Più articolato è l’impatto su Tripadvisor, il principale sito di recensioni online di attrazioni e strutture turistiche. Qui lo studio combina due indici. Da un lato si guarda alla frequenza di recensioni in proporzione ai visitatori: il Cenacolo ha un indice pari a 100, seguito dal Museo Egizio di Torino con 76 e dalla Valle dei Templi con 69. Dall’altro si analizza il numero di giudizi positivi rispetto alle recensioni totali: qui il massimo (100) è ottenuto dalla Galleria nazionale dell’Umbria, contro il 92 del Colosseo e il 78 dei Giardini del Castello Trauttmansdorff a Merano.
Imbarazzante, infine, è la situazione delle app per dispositivi mobili (la ricerca considera il solo sistema operativo Android, il più diffuso). Secondo BEM, su venti siti culturali considerati, solo tre dispongono di un’applicazione ufficiale: la Basilica di sant’Apollinare in Classe, il Forte di Bard e la Galleria di Palazzo Reale a Genova. E solo la prima, seppure lontanissima dai siti stranieri, ha delle prestazioni di discreto livello quanto a giudizio degli utenti, frequenza degli aggiornamenti, numero di download.

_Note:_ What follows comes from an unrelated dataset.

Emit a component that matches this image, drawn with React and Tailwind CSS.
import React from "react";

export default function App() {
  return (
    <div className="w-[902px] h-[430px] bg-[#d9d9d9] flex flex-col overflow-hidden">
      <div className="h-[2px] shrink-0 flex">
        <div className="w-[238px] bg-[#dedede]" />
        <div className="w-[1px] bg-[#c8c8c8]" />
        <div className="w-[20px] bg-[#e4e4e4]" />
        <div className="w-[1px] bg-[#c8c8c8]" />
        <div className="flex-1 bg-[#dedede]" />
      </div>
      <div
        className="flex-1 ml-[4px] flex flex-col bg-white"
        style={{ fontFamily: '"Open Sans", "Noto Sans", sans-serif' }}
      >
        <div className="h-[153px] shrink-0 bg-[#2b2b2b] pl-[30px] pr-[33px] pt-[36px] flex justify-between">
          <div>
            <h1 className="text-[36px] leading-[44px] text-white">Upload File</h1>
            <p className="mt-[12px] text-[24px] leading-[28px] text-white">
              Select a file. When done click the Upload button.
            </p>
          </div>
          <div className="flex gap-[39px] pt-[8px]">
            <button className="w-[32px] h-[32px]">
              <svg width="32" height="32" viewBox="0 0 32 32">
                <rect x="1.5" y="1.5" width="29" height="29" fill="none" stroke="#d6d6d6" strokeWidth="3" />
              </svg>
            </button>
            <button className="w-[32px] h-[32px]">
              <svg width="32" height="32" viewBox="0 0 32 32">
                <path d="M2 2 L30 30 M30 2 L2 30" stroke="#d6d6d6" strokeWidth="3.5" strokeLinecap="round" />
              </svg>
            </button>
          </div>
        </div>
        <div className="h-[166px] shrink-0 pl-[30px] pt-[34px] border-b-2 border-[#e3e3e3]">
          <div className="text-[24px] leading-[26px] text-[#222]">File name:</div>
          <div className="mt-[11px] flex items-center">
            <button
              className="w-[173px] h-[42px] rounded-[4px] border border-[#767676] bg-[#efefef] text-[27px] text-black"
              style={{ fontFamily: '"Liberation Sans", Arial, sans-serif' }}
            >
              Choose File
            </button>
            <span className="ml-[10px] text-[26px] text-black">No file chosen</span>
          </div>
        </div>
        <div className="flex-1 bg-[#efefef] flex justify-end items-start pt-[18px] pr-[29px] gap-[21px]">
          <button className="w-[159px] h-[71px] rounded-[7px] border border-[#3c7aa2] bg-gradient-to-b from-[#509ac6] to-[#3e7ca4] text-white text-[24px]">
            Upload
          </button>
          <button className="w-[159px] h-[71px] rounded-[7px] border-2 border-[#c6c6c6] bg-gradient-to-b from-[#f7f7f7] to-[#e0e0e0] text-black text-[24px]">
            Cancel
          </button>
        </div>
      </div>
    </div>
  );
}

Il Rapporto sull’e-tourism, seppure limitato a un campione esiguo e forse non abbastanza rappresentativo, svela l’ennesimo fronte su cui la valorizzazione dei nostri beni culturali è a uno stadio poco più che primitivo. Ci attende un lavoro immane, che potrebbe partire da un piccolo, semplice progresso: eliminare dai (pochi) siti web esistenti paradossi e sciocchezze palesi. Come nel caso del sito per i biglietti della Domus Aurea, che Il Bo aveva già segnalato nell’ottobre 2015 e che dopo un anno rimane simbolicamente immutato: avvisa i turisti che è obbligatorio prenotare il tour, avvertendo che il sito potrebbe essere chiuso “anche il giorno stesso della visita”.